L'homme travesti et l'imago maternelle: qui porte la culotte ? Psychologue à Paris 18e.
Paris, le 02 janvier 2020.
L'homme se travesti depuis des siècles, pour ne pas dire depuis toujours. D'ailleurs, les hommes qui aiment porter des vêtements du sexe féminin, que ce soit dans un cadre professionnel ou dans le but de ressentir une excitation sexuelle, sont bien plus nombreux que l'on pourrait le croire.
Souvent fait dans le plus grand des secrets, quel est donc l'enjeux dans l'action de se travestir en femme pour un homme ?

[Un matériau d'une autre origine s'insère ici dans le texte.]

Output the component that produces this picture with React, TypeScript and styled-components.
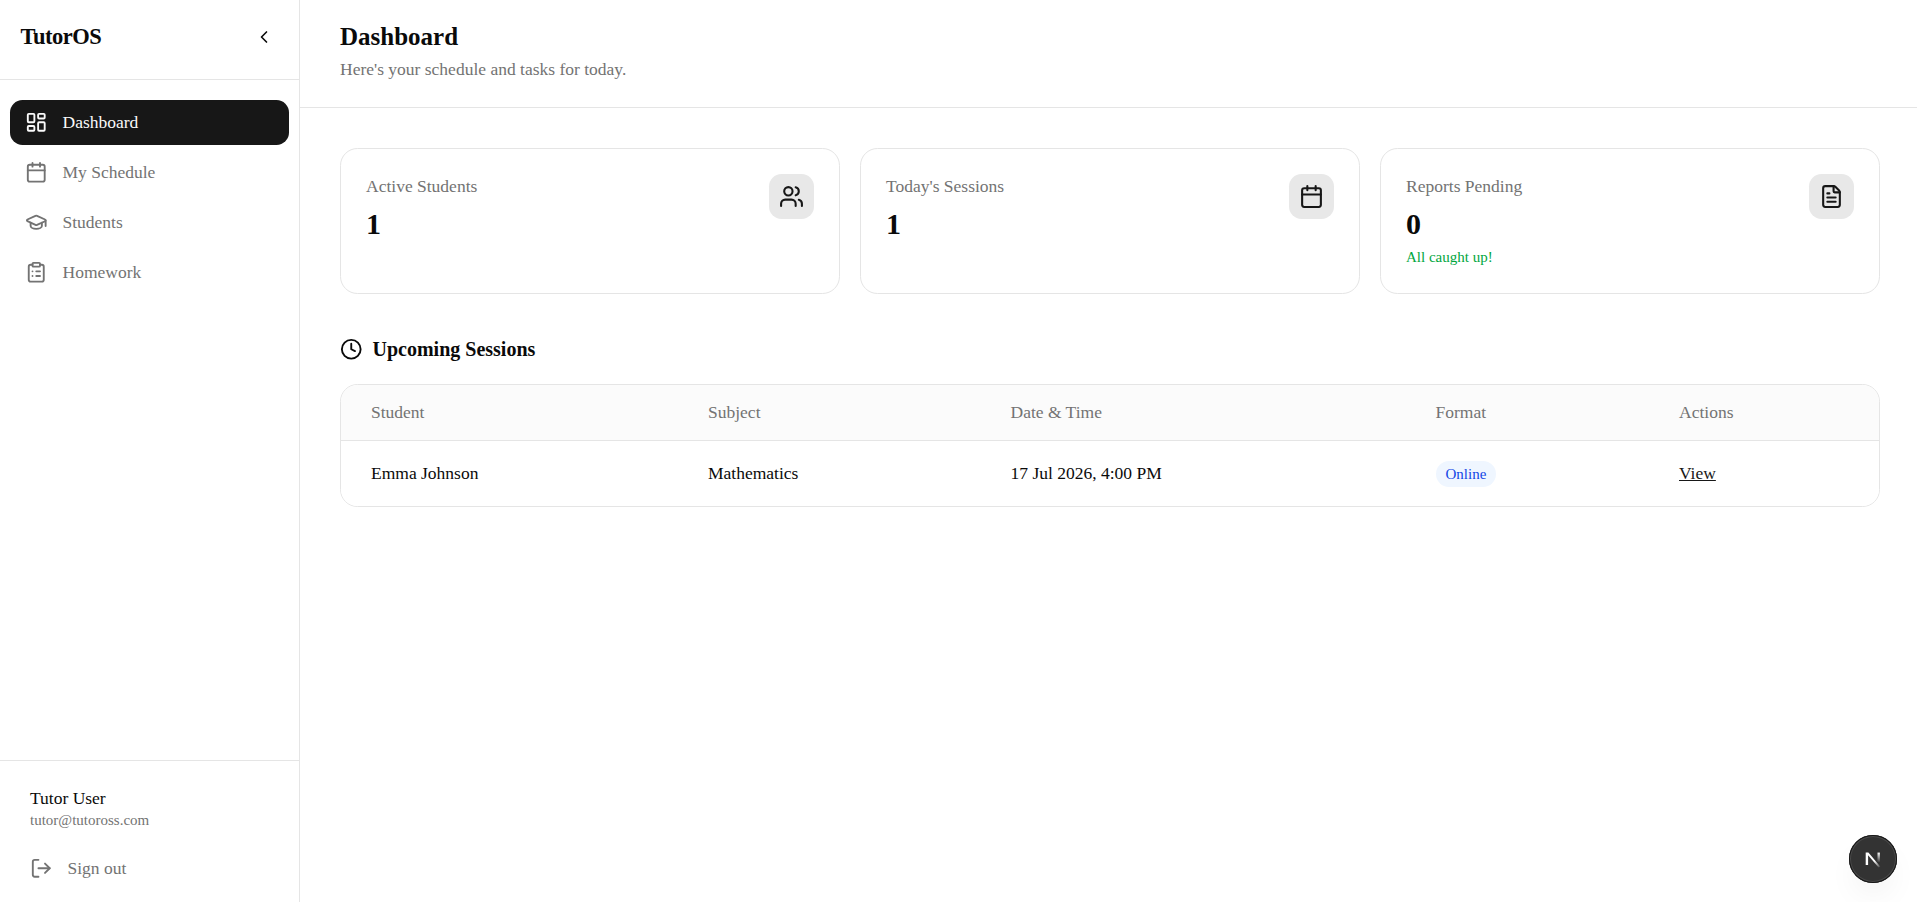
import React from "react";
import styled, { createGlobalStyle } from "styled-components";
import {
  Calendar,
  ChevronLeft,
  ClipboardList,
  Clock,
  FileText,
  GraduationCap,
  LayoutDashboard,
  LogOut,
  Users,
} from "lucide-react";

const GlobalStyle = createGlobalStyle`
  *, *::before, *::after { box-sizing: border-box; }
  body {
    margin: 0;
    background: #fff;
    color: #0a0a0a;
    font-family: "Liberation Serif", "Times New Roman", serif;
    font-size: 17.5px;
    line-height: 25px;
  }
  h1, h2, p { margin: 0; }
  svg { display: block; flex-shrink: 0; }
`;

const Shell = styled.div`
  display: flex;
  height: 100vh;
  overflow: hidden;
`;

const Sidebar = styled.aside`
  width: 300px;
  flex-shrink: 0;
  display: flex;
  flex-direction: column;
  border-right: 1px solid #e5e5e5;
`;

const Brand = styled.div`
  display: flex;
  align-items: flex-start;
  justify-content: space-between;
  height: 80px;
  padding: 19px 20px 0 20.5px;
  border-bottom: 1px solid #e5e5e5;
`;

const Logo = styled.span`
  font-size: 22.5px;
  line-height: 35px;
  font-weight: 700;
  letter-spacing: -0.5px;
`;

const Collapse = styled.button`
  display: flex;
  align-items: center;
  justify-content: center;
  width: 30px;
  height: 36px;
  padding: 0;
  border: 0;
  background: none;
  color: #0a0a0a;
`;

const Nav = styled.nav`
  flex: 1;
  display: flex;
  flex-direction: column;
  gap: 5px;
  padding: 20px 10px;
`;

const NavItem = styled.a<{ $active?: boolean }>`
  display: flex;
  align-items: center;
  gap: 15px;
  height: 45px;
  padding: 0 15px;
  border-radius: 12.5px;
  color: ${(p) => (p.$active ? "#fafafa" : "#737373")};
  background: ${(p) => (p.$active ? "#171717" : "transparent")};
`;

const Account = styled.div`
  height: 142px;
  padding: 25px 30px 0;
  border-top: 1px solid #e5e5e5;
`;

const Email = styled.p`
  font-size: 15px;
  line-height: 18px;
  color: #737373;
`;

const SignOut = styled.a`
  display: flex;
  align-items: center;
  gap: 15px;
  margin-top: 27px;
  color: #737373;
`;

const Main = styled.main`
  flex: 1;
  min-width: 0;
`;

const PageHeader = styled.header`
  height: 108px;
  padding: 19px 40px 0;
  border-bottom: 1px solid #e5e5e5;
`;

const Title = styled.h1`
  font-size: 25px;
  line-height: 35px;
  font-weight: 700;
`;

const Subtitle = styled.p`
  margin-top: 3px;
  color: #737373;
`;

const Content = styled.div`
  padding: 40px 37px 0 40px;
`;

const Cards = styled.div`
  display: grid;
  grid-template-columns: repeat(3, 1fr);
  gap: 20px;
`;

const Card = styled.section`
  display: flex;
  justify-content: space-between;
  align-items: flex-start;
  height: 146px;
  padding: 25px;
  border: 1px solid #e5e5e5;
  border-radius: 17.5px;
`;

const CardLabel = styled.p`
  color: #737373;
`;

const CardValue = styled.p`
  margin-top: 5px;
  font-size: 30px;
  line-height: 40px;
  font-weight: 700;
`;

const CardNote = styled.p`
  margin-top: 3px;
  font-size: 15px;
  line-height: 20px;
  color: #00a63e;
`;

const IconTile = styled.div`
  display: flex;
  align-items: center;
  justify-content: center;
  width: 45px;
  height: 45px;
  border-radius: 12.5px;
  background: #e8e8e8;
  color: #171717;
`;

const SectionTitle = styled.h2`
  display: flex;
  align-items: center;
  gap: 10px;
  margin: 40px 0 20px;
  font-size: 20px;
  line-height: 30px;
  font-weight: 700;

  span {
    padding-top: 1px;
    line-height: 29px;
  }
`;

const TableFrame = styled.div`
  border: 1px solid #e5e5e5;
  border-radius: 17.5px;
  overflow: hidden;
`;

const Row = styled.div<{ $head?: boolean }>`
  display: grid;
  grid-template-columns: 337px 302.5px 425px 243.5px 1fr;
  align-items: center;
  height: ${(p) => (p.$head ? 56 : 65)}px;
  color: ${(p) => (p.$head ? "#737373" : "#0a0a0a")};
  background: ${(p) => (p.$head ? "#fbfbfb" : "#fff")};
  border-bottom: ${(p) => (p.$head ? "1px solid #e5e5e5" : "0")};
`;

const Cell = styled.div`
  display: flex;
  align-items: center;
  padding: 0 30px;
`;

const Badge = styled.span`
  height: 26px;
  margin-top: 1px;
  padding: 0 10px;
  border-radius: 13px;
  background: #eff6ff;
  color: #1447e6;
  font-size: 15px;
  line-height: 26px;
`;

const ViewLink = styled.a`
  color: #171717;
  text-decoration: underline;
`;

const DevButton = styled.button`
  position: fixed;
  right: 20.5px;
  bottom: 19.5px;
  display: flex;
  align-items: center;
  justify-content: center;
  width: 48px;
  height: 48px;
  padding: 0;
  border: 0;
  border-radius: 50%;
  background: #333;
  box-shadow:
    inset 0 0 0 1px #171717,
    inset 0 0 0 2px #4a4a4a,
    0 16px 32px -8px rgba(0, 0, 0, 0.08);
`;

const navItems = [
  { label: "Dashboard", icon: LayoutDashboard, active: true },
  { label: "My Schedule", icon: Calendar },
  { label: "Students", icon: GraduationCap },
  { label: "Homework", icon: ClipboardList },
];

const stats = [
  { label: "Active Students", value: 1, icon: Users },
  { label: "Today's Sessions", value: 1, icon: Calendar },
  { label: "Reports Pending", value: 0, icon: FileText, note: "All caught up!" },
];

const columns = ["Student", "Subject", "Date & Time", "Format", "Actions"];

function NextMark() {
  return (
    <svg width="18" height="18" viewBox="0 0 18 18" fill="none">
      <defs>
        <linearGradient id="diagonal" x1="10.5" y1="11" x2="15.5" y2="17.5" gradientUnits="userSpaceOnUse">
          <stop stopColor="#fff" />
          <stop offset="1" stopColor="#fff" stopOpacity="0.1" />
        </linearGradient>
        <linearGradient id="stem" x1="14.7" y1="2.5" x2="14.7" y2="12.5" gradientUnits="userSpaceOnUse">
          <stop stopColor="#fff" />
          <stop offset="1" stopColor="#fff" stopOpacity="0" />
        </linearGradient>
      </defs>
      <path d="M1.7 2.6H4.4L16.2 16.4L14.6 17.6L4.1 5.3V15H1.7Z" fill="url(#diagonal)" />
      <path d="M13.5 2.6H15.9V13H13.5Z" fill="url(#stem)" />
    </svg>
  );
}

export default function App() {
  return (
    <>
      <GlobalStyle />
      <Shell>
        <Sidebar>
          <Brand>
            <Logo>TutorOS</Logo>
            <Collapse aria-label="Collapse sidebar">
              <ChevronLeft size={20} />
            </Collapse>
          </Brand>
          <Nav>
            {navItems.map(({ label, icon: Icon, active }) => (
              <NavItem key={label} $active={active}>
                <Icon size={22.5} />
                {label}
              </NavItem>
            ))}
          </Nav>
          <Account>
            <p>Tutor User</p>
            <Email>tutor@tutoross.com</Email>
            <SignOut>
              <LogOut size={22.5} />
              Sign out
            </SignOut>
          </Account>
        </Sidebar>
        <Main>
          <PageHeader>
            <Title>Dashboard</Title>
            <Subtitle>Here's your schedule and tasks for today.</Subtitle>
          </PageHeader>
          <Content>
            <Cards>
              {stats.map(({ label, value, icon: Icon, note }) => (
                <Card key={label}>
                  <div>
                    <CardLabel>{label}</CardLabel>
                    <CardValue>{value}</CardValue>
                    {note && <CardNote>{note}</CardNote>}
                  </div>
                  <IconTile>
                    <Icon size={25} />
                  </IconTile>
                </Card>
              ))}
            </Cards>
            <SectionTitle>
              <Clock size={22.5} />
              <span>Upcoming Sessions</span>
            </SectionTitle>
            <TableFrame>
              <Row $head>
                {columns.map((c) => (
                  <Cell key={c}>{c}</Cell>
                ))}
              </Row>
              <Row>
                <Cell>Emma Johnson</Cell>
                <Cell>Mathematics</Cell>
                <Cell>17 Jul 2026, 4:00 PM</Cell>
                <Cell>
                  <Badge>Online</Badge>
                </Cell>
                <Cell>
                  <ViewLink>View</ViewLink>
                </Cell>
              </Row>
            </TableFrame>
          </Content>
        </Main>
      </Shell>
      <DevButton aria-label="Open developer tools">
        <NextMark />
      </DevButton>
    </>
  );
}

Au cœur de la clinique, ces hommes témoignent régulièrement au cours de leurs associations libres de souvenirs d'une mère « dominatrice », « écrasante » « castratrice », « manipulatrice ». Parallèlement à cela, le souvenir du père dans le récit de ces patients concerne une représentation d'un homme « soumis » face à sa femme.
Ces récurrences repérées dans les discours de ces patients a attiré tout particulièrement mon attention : Qu'en est-il des imagos parentales dans la clinique du travestissement ?
Jacques Lacan développe cette notion davantage en 1938 à travers l'étude des complexes familiaux[1],. Les complexes familiaux entraînent des effets sur le sujet en fonction des relations interindividuelles entre les membres qui composent la famille. D'autre part, les imagos sont la représentation subjective que le sujet se fait d'une expérience vécue avec un des membres de cette famille.
Il y a trois complexes familiaux selon Jacques Lacan auxquels se rattachent les images inconscientes, les imagos : le complexe de sevrage, le complexe d'intrusion et le complexe d'Oedipe. Les imagos et les complexes seraient selon lui issus des relations de l'enfant avec son environnement.
Le complexe qui nous intéresse le plus ici est le troisième, associé à l'imago paternelle. A ce moment, des remaniements identificatoires sont nécessaires pour normalement se diriger vers le parent du même sexe. Ce sont les identifications secondaires. Durant le complexe d'Oedipe, la fonction paternelle doit s'imposer afin de mettre un terme aux relations archaïques de l'enfant avec sa mère. L'imago du père permettrait ainsi la mise en place des deux instances, le Surmoi et l'Idéal du Moi. Le père est le messager de la castration.
Jacques Lacan développe la conception du père et de l'Oedipe comme organisateur en général, en parlant de fonction paternelle qu'il représente, une figure tierce. Le tiers paternel barre la jouissance de la toute-puissance de la mère et de l'enfant. Cela viendra d'ailleurs protéger l'enfant d'une imago maternelle toute-puissante, archaïque.
C'est justement ce qui semble être en jeu dans la clinique des hommes travestis. L'imago maternelle toute-puissante, phallique, paraît bien présente dans le discours de ces êtres : L'un d'entre eux disait que « C'était elle qui gérait tout ! Elle portait la culotte à la maison quoi ! », ou un autre affirmant que sa mère « C'est la matriarche ! ». De l'autre côté, l'imago paternelle inconsistante peut également se vérifier : « Il se fait bouffer tout cru. » me dit l'un de ces patients.
Finalement, nous pouvons nous poser cette question, avec légèreté, de qui porte la culotte dans la clinique du travestissement ? Cet être qui se travesti, c'est évident. L’imago maternelle, très certainement, et l'imago paternelle, cela paraît moins probable !
[1]LACAN, J. (1938). Les complexes familiaux, in Autres écrits, Ed. Seuil, Paris, 2001, pp. 23-88.